Bob Asher

No. 78, 74
- Positions: Offensive tackle, Guard

Personal information
- Born: June 13, 1948 (age 78) Arlington, Virginia, U.S.
- Listed height: 6 ft 5 in (1.96 m)
- Listed weight: 250 lb (113 kg)

Career information
- High school: Bishop Denis J. O'Connell (Arlington)
- College: Vanderbilt (1966-1969)
- NFL draft: 1970: 2nd round, 27th overall pick

Career history
- Dallas Cowboys (1970–1971); Chicago Bears (1972–1975);

Awards and highlights
- Super Bowl champion (VI); First-team All-American (1969); First-team All-SEC (1969); Second-team All-SEC (1968); All-South (1968);

Career NFL statistics
- Games played: 58
- Games started: 43
- Fumble recoveries: 1
- Stats at Pro Football Reference

= Bob Asher (American football) =

American football player (born 1948)

Robert Dabney Asher (born June 13, 1948) is an American former professional football player who was an offensive tackle in the National Football League (NFL) for the Dallas Cowboys and Chicago Bears. He played college football for the Vanderbilt Commodores.

==Early life==
Asher attended Bishop Denis J. O'Connell High School where he practiced basketball until his junior year, when he began playing football. He also practiced track and tennis.
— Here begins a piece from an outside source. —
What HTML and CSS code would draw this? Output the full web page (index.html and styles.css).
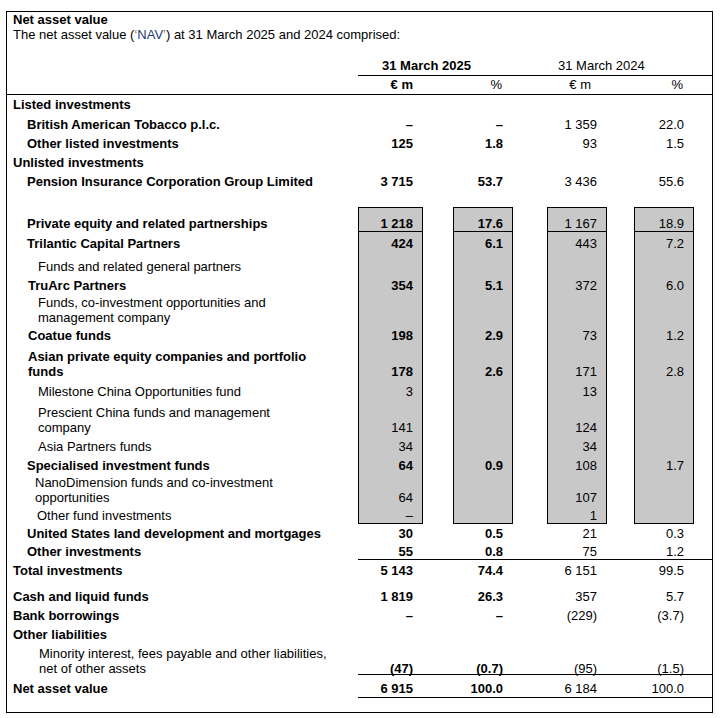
FILE: index.html
```html
<!DOCTYPE html>
<html lang="en">
<head>
<meta charset="utf-8">
<title>Net asset value</title>
<link rel="stylesheet" href="styles.css">
</head>
<body>
<div class="sheet">
  <div class="title">Net asset value</div>
  <div class="intro">The net asset value (<span class="q">‘</span><span class="nav">NAV</span><span class="q">’</span>) at 31 March 2025 and 2024 comprised:</div>

  <div class="row hd1">
    <div></div>
    <div class="hc y25 b">31 March 2025</div>
    <div class="hc y24">31 March 2024</div>
  </div>
  <div class="row hd2">
    <div></div>
    <div class="c k1"><div class="box b">€ m</div></div>
    <div class="c k2"><div class="box">%</div></div>
    <div class="c k3"><div class="box">€ m</div></div>
    <div class="c k4"><div class="box">%</div></div>
  </div>

  <div class="row h19">
    <div class="lab b l0">Listed investments</div>
    <div class="c k1"><div class="box"></div></div>
    <div class="c k2"><div class="box"></div></div>
    <div class="c k3"><div class="box"></div></div>
    <div class="c k4"><div class="box"></div></div>
  </div>
  <div class="row h20">
    <div class="lab b l1">British American Tobacco p.l.c.</div>
    <div class="c k1"><div class="box b">–</div></div>
    <div class="c k2"><div class="box b">–</div></div>
    <div class="c k3"><div class="box">1 359</div></div>
    <div class="c k4"><div class="box">22.0</div></div>
  </div>
  <div class="row h19">
    <div class="lab b l1">Other listed investments</div>
    <div class="c k1"><div class="box b">125</div></div>
    <div class="c k2"><div class="box b">1.8</div></div>
    <div class="c k3"><div class="box">93</div></div>
    <div class="c k4"><div class="box">1.5</div></div>
  </div>
  <div class="row h19">
    <div class="lab b l0">Unlisted investments</div>
    <div class="c k1"><div class="box"></div></div>
    <div class="c k2"><div class="box"></div></div>
    <div class="c k3"><div class="box"></div></div>
    <div class="c k4"><div class="box"></div></div>
  </div>
  <div class="row h19">
    <div class="lab b l1">Pension Insurance Corporation Group Limited</div>
    <div class="c k1"><div class="box b">3 715</div></div>
    <div class="c k2"><div class="box b">53.7</div></div>
    <div class="c k3"><div class="box">3 436</div></div>
    <div class="c k4"><div class="box">55.6</div></div>
  </div>
  <div class="row h16"></div>

  <div class="row h25 gy gtop">
    <div class="lab b l1">Private equity and related partnerships</div>
    <div class="c k1"><div class="box b">1 218</div></div>
    <div class="c k2"><div class="box b">17.6</div></div>
    <div class="c k3"><div class="box">1 167</div></div>
    <div class="c k4"><div class="box">18.9</div></div>
  </div>
  <div class="row h21 gy">
    <div class="lab b l1">Trilantic Capital Partners</div>
    <div class="c k1"><div class="box b">424</div></div>
    <div class="c k2"><div class="box b">6.1</div></div>
    <div class="c k3"><div class="box">443</div></div>
    <div class="c k4"><div class="box">7.2</div></div>
  </div>
  <div class="row h23 gy">
    <div class="lab l2">Funds and related general partners</div>
    <div class="c k1"><div class="box"></div></div>
    <div class="c k2"><div class="box"></div></div>
    <div class="c k3"><div class="box"></div></div>
    <div class="c k4"><div class="box"></div></div>
  </div>
  <div class="row h19 gy">
    <div class="lab b l1b">TruArc Partners</div>
    <div class="c k1"><div class="box b">354</div></div>
    <div class="c k2"><div class="box b">5.1</div></div>
    <div class="c k3"><div class="box">372</div></div>
    <div class="c k4"><div class="box">6.0</div></div>
  </div>
  <div class="row h31 gy">
    <div class="lab l2">Funds, co-investment opportunities and<br>management company</div>
    <div class="c k1"><div class="box"></div></div>
    <div class="c k2"><div class="box"></div></div>
    <div class="c k3"><div class="box"></div></div>
    <div class="c k4"><div class="box"></div></div>
  </div>
  <div class="row h19 gy">
    <div class="lab b l1b">Coatue funds</div>
    <div class="c k1"><div class="box b">198</div></div>
    <div class="c k2"><div class="box b">2.9</div></div>
    <div class="c k3"><div class="box">73</div></div>
    <div class="c k4"><div class="box">1.2</div></div>
  </div>
  <div class="row h36 gy">
    <div class="lab b l1b">Asian private equity companies and portfolio<br>funds</div>
    <div class="c k1"><div class="box b">178</div></div>
    <div class="c k2"><div class="box b">2.6</div></div>
    <div class="c k3"><div class="box">171</div></div>
    <div class="c k4"><div class="box">2.8</div></div>
  </div>
  <div class="row h20 gy">
    <div class="lab l2">Milestone China Opportunities fund</div>
    <div class="c k1"><div class="box">3</div></div>
    <div class="c k2"><div class="box"></div></div>
    <div class="c k3"><div class="box">13</div></div>
    <div class="c k4"><div class="box"></div></div>
  </div>
  <div class="row h36 gy">
    <div class="lab l2">Prescient China funds and management<br>company</div>
    <div class="c k1"><div class="box">141</div></div>
    <div class="c k2"><div class="box"></div></div>
    <div class="c k3"><div class="box">124</div></div>
    <div class="c k4"><div class="box"></div></div>
  </div>
  <div class="row h19 gy">
    <div class="lab l2">Asia Partners funds</div>
    <div class="c k1"><div class="box">34</div></div>
    <div class="c k2"><div class="box"></div></div>
    <div class="c k3"><div class="box">34</div></div>
    <div class="c k4"><div class="box"></div></div>
  </div>
  <div class="row h19 gy">
    <div class="lab b l1">Specialised investment funds</div>
    <div class="c k1"><div class="box b">64</div></div>
    <div class="c k2"><div class="box b">0.9</div></div>
    <div class="c k3"><div class="box">108</div></div>
    <div class="c k4"><div class="box">1.7</div></div>
  </div>
  <div class="row h31 gy">
    <div class="lab l2n">NanoDimension funds and co-investment<br>opportunities</div>
    <div class="c k1"><div class="box">64</div></div>
    <div class="c k2"><div class="box"></div></div>
    <div class="c k3"><div class="box">107</div></div>
    <div class="c k4"><div class="box"></div></div>
  </div>
  <div class="row h18 gy gbot">
    <div class="lab l2o">Other fund investments</div>
    <div class="c k1"><div class="box">–</div></div>
    <div class="c k2"><div class="box"></div></div>
    <div class="c k3"><div class="box">1</div></div>
    <div class="c k4"><div class="box"></div></div>
  </div>

  <div class="row h19">
    <div class="lab b l1">United States land development and mortgages</div>
    <div class="c k1"><div class="box b">30</div></div>
    <div class="c k2"><div class="box b">0.5</div></div>
    <div class="c k3"><div class="box">21</div></div>
    <div class="c k4"><div class="box">0.3</div></div>
  </div>
  <div class="row h17 rule tight">
    <div class="lab b l1">Other investments</div>
    <div class="c k1"><div class="box b">55</div></div>
    <div class="c k2"><div class="box b">0.8</div></div>
    <div class="c k3"><div class="box">75</div></div>
    <div class="c k4"><div class="box">1.2</div></div>
  </div>
  <div class="row h20">
    <div class="lab b l0">Total investments</div>
    <div class="c k1"><div class="box b">5 143</div></div>
    <div class="c k2"><div class="box b">74.4</div></div>
    <div class="c k3"><div class="box">6 151</div></div>
    <div class="c k4"><div class="box">99.5</div></div>
  </div>
  <div class="row h26">
    <div class="lab b l0">Cash and liquid funds</div>
    <div class="c k1"><div class="box b">1 819</div></div>
    <div class="c k2"><div class="box b">26.3</div></div>
    <div class="c k3"><div class="box">357</div></div>
    <div class="c k4"><div class="box">5.7</div></div>
  </div>
  <div class="row h19">
    <div class="lab b l0">Bank borrowings</div>
    <div class="c k1"><div class="box b">–</div></div>
    <div class="c k2"><div class="box b">–</div></div>
    <div class="c k3"><div class="box">(229)</div></div>
    <div class="c k4"><div class="box">(3.7)</div></div>
  </div>
  <div class="row h19">
    <div class="lab b l0">Other liabilities</div>
    <div class="c k1"><div class="box"></div></div>
    <div class="c k2"><div class="box"></div></div>
    <div class="c k3"><div class="box"></div></div>
    <div class="c k4"><div class="box"></div></div>
  </div>
  <div class="row h31 rule tight low">
    <div class="lab l3"><span class="v">Minority interest, fees payable and other liabilities,<br>net of other assets</span></div>
    <div class="c k1"><div class="box b"><span class="v">(47)</span></div></div>
    <div class="c k2"><div class="box b"><span class="v">(0.7)</span></div></div>
    <div class="c k3"><div class="box"><span class="v">(95)</span></div></div>
    <div class="c k4"><div class="box"><span class="v">(1.5)</span></div></div>
  </div>
  <div class="row h23 rule nav-row">
    <div class="lab b l0">Net asset value</div>
    <div class="c k1"><div class="box b">6 915</div></div>
    <div class="c k2"><div class="box b">100.0</div></div>
    <div class="c k3"><div class="box">6 184</div></div>
    <div class="c k4"><div class="box">100.0</div></div>
  </div>
</div>
</body>
</html>
```

FILE: styles.css
```css
* { box-sizing: border-box; }

html, body {
  margin: 0;
  padding: 0;
  background: #fff;
}

body {
  font-family: "Liberation Sans", Arial, Helvetica, sans-serif;
  font-size: 13px;
  line-height: 15px;
  color: #000;
}

.sheet {
  margin: 11px 0 0 6px;
  width: 707px;
  height: 702px;
  border: 1px solid #000;
}

.title {
  font-weight: bold;
  padding-left: 6px;
}

.intro { padding-left: 6px; }
.q { color: #c0651a; }
.nav { color: #1f3a78; }

.b { font-weight: bold; }

.row {
  display: grid;
  grid-template-columns: 351px 95px 94px 87px 78px;
}

/* header rows */
.hd1 { height: 34px; }
.hc {
  grid-column: span 2;
  display: flex;
  align-items: flex-end;
  padding-bottom: 2px;
  border-bottom: 1px solid #000;
  white-space: nowrap;
}
.y25 { padding-left: 24px; }
.y24 { padding-left: 11px; }

.hd2 {
  height: 19px;
  border-bottom: 1px solid #000;
}
.hd2 .k2 .box, .hd2 .k4 .box { padding-right: 10px; }
.hd2 .k3 .box { padding-right: 15px; }

/* cells */
.lab {
  display: flex;
  align-items: flex-end;
  white-space: nowrap;
  padding-bottom: 2px;
}

.c { display: flex; }

.box {
  width: 60px;
  display: flex;
  align-items: flex-end;
  justify-content: flex-end;
  padding: 0 9px 2px 0;
  border-left: 1px solid transparent;
  border-right: 1px solid transparent;
  white-space: nowrap;
}
.k1 .box { width: 65px; }

/* indents */
.l0 { padding-left: 6px; }
.l1 { padding-left: 20px; }
.l1b { padding-left: 21px; }
.l2 { padding-left: 31px; }
.l2n { padding-left: 28px; }
.l2o { padding-left: 30px; }
.l3 { padding-left: 32px; }

/* grey boxes */
.gy .box {
  background: #c8c8c8;
  border-left-color: #000;
  border-right-color: #000;
}
.gtop .box {
  border-top: 1px solid #000;
  border-bottom: 1px solid #000;
  padding-bottom: 0;
}
.gtop .lab { padding-bottom: 1px; }
.gbot .box {
  border-bottom: 1px solid #000;
  padding-bottom: 0;
}
.gbot .lab { padding-bottom: 1px; }

/* rules */
.rule .c { border-bottom: 1px solid #000; }
.tight .box { padding-bottom: 0; }
.tight .lab { padding-bottom: 1px; }
.low .v { margin-bottom: -2px; }
.nav-row .box { padding-bottom: 1px; }
.nav-row .lab { padding-bottom: 2px; }

/* row heights */
.h16 { height: 16px; }
.h17 { height: 17px; }
.h18 { height: 18px; }
.h19 { height: 19px; }
.h20 { height: 20px; }
.h21 { height: 21px; }
.h23 { height: 23px; }
.h25 { height: 25px; }
.h26 { height: 26px; }
.h31 { height: 31px; }
.h36 { height: 36px; }
```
He accepted a football scholarship from Vanderbilt University, where he started in every game during his three years of eligibility. As a junior, he was named All-South and second-team All-SEC.

As a senior, he received first-team All-SEC and second-team All-American honors. He also played in the Chicago College All-Star Game, the North–South Shrine Game, the Senior Bowl and the Canadian American Bowl.

==Professional career==

===Dallas Cowboys===
During the 1970 NFL draft, the Dallas Cowboys traded cornerback Phil Clark and running back Craig Baynham to the Chicago Bears, in exchange for a second round draft choice (27th overall), that the team used to select Asher.

He injured his knee as a rookie and played in only 6 games. Doctors thought he could avoid surgery, but had to eventually perform the procedure in 1971, which would cost him a chance to start and play in Super Bowl VI. The team placed him on the injured reserve list and replaced him by signing future hall of famer Forrest Gregg.

On August 17, 1972, he was traded to the Chicago Bears along with defensive tackle Bill Line and a second round draft choice (#48-Gary Hrivnak), in exchange for quarterback Jack Concannon.

===Chicago Bears===
In 1972, he became the starter at right tackle. In 1975, he was passed over on the depth chart by Jeff Sevy. He retired in 1976, after suffering from knee and calf injuries.